#### [EXERCISE]
Extract each line where the string "this" shows up.

#### [STORED RECORDS]
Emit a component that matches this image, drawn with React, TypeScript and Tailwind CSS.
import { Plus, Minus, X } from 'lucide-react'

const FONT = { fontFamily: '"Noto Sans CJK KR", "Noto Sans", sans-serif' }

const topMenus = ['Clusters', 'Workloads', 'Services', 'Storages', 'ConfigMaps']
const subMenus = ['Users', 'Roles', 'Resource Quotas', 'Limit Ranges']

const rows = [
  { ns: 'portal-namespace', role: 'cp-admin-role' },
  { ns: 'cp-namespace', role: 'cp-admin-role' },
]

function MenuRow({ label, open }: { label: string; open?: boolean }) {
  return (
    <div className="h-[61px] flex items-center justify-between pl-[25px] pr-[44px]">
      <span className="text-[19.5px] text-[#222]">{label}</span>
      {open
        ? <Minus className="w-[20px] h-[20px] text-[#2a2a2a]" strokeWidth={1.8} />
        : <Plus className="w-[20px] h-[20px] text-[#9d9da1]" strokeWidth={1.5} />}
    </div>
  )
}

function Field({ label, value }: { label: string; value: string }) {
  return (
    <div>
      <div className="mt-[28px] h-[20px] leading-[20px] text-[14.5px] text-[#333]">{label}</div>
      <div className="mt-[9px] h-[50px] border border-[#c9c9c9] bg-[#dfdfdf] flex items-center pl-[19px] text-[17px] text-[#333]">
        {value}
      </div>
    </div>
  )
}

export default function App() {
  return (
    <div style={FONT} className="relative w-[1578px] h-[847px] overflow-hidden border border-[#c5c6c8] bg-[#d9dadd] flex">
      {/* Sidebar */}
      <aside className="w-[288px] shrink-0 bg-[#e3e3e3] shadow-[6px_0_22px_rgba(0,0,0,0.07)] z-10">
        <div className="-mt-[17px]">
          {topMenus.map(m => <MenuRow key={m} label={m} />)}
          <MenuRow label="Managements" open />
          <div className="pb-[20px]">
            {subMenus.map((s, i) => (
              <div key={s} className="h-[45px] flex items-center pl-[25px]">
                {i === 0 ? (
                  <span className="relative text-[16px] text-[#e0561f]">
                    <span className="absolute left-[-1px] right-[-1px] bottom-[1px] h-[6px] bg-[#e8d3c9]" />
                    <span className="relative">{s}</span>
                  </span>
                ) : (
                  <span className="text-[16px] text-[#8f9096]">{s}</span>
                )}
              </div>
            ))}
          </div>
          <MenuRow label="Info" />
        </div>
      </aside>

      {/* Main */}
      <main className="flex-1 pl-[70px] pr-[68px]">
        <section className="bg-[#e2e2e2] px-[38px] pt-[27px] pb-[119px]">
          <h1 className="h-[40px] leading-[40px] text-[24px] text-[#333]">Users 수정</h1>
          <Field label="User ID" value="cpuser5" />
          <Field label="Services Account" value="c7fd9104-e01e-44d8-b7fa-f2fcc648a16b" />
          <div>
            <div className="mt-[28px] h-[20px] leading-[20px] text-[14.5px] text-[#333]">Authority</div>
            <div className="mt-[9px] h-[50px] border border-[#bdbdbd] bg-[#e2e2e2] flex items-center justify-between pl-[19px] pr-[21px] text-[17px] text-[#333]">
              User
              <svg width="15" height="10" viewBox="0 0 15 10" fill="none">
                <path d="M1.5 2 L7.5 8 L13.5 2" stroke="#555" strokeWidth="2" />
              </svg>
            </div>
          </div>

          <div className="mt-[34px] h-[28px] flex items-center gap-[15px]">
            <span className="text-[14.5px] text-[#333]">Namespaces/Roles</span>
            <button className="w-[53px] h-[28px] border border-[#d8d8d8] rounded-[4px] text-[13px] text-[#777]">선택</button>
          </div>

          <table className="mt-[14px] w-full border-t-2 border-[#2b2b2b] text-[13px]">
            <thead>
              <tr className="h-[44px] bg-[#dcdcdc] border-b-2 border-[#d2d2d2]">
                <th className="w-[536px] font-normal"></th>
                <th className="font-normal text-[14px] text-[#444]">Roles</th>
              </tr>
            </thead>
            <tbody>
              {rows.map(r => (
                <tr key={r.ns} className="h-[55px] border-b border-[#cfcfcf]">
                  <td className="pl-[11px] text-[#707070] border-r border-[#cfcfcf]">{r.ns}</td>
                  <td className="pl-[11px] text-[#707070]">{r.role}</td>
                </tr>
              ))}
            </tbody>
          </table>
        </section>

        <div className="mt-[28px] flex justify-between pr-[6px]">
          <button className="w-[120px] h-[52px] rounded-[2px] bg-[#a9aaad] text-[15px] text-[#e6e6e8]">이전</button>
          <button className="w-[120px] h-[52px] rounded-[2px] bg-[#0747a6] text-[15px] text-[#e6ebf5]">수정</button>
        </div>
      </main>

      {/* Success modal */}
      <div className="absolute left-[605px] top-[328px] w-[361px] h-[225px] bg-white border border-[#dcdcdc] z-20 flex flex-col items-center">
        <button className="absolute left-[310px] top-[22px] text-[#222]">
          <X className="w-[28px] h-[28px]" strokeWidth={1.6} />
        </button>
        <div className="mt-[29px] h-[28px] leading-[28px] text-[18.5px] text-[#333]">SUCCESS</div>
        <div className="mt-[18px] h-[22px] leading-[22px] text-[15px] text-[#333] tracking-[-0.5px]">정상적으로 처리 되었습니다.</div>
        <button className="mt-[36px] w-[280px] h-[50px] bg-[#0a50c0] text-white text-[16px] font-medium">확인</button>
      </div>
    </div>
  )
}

* * *

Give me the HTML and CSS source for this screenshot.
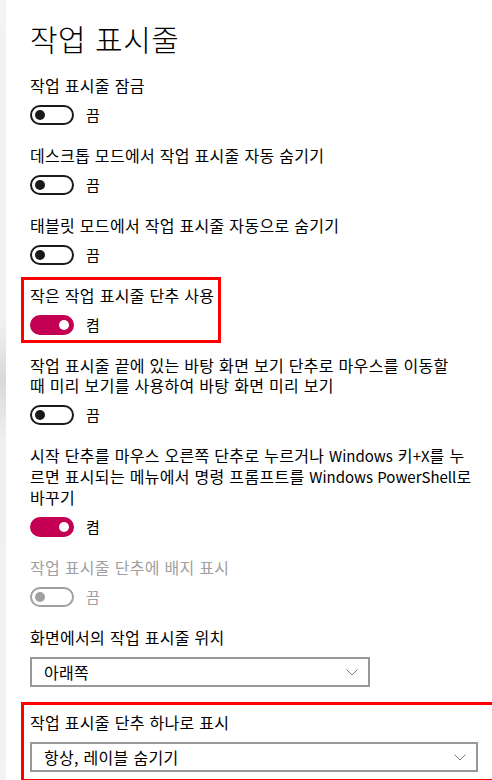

#### [WRITTEN ANSWER]
Emit a component that matches this image, drawn with React, TypeScript and Tailwind CSS.
Give me the HTML and CSS source for this screenshot.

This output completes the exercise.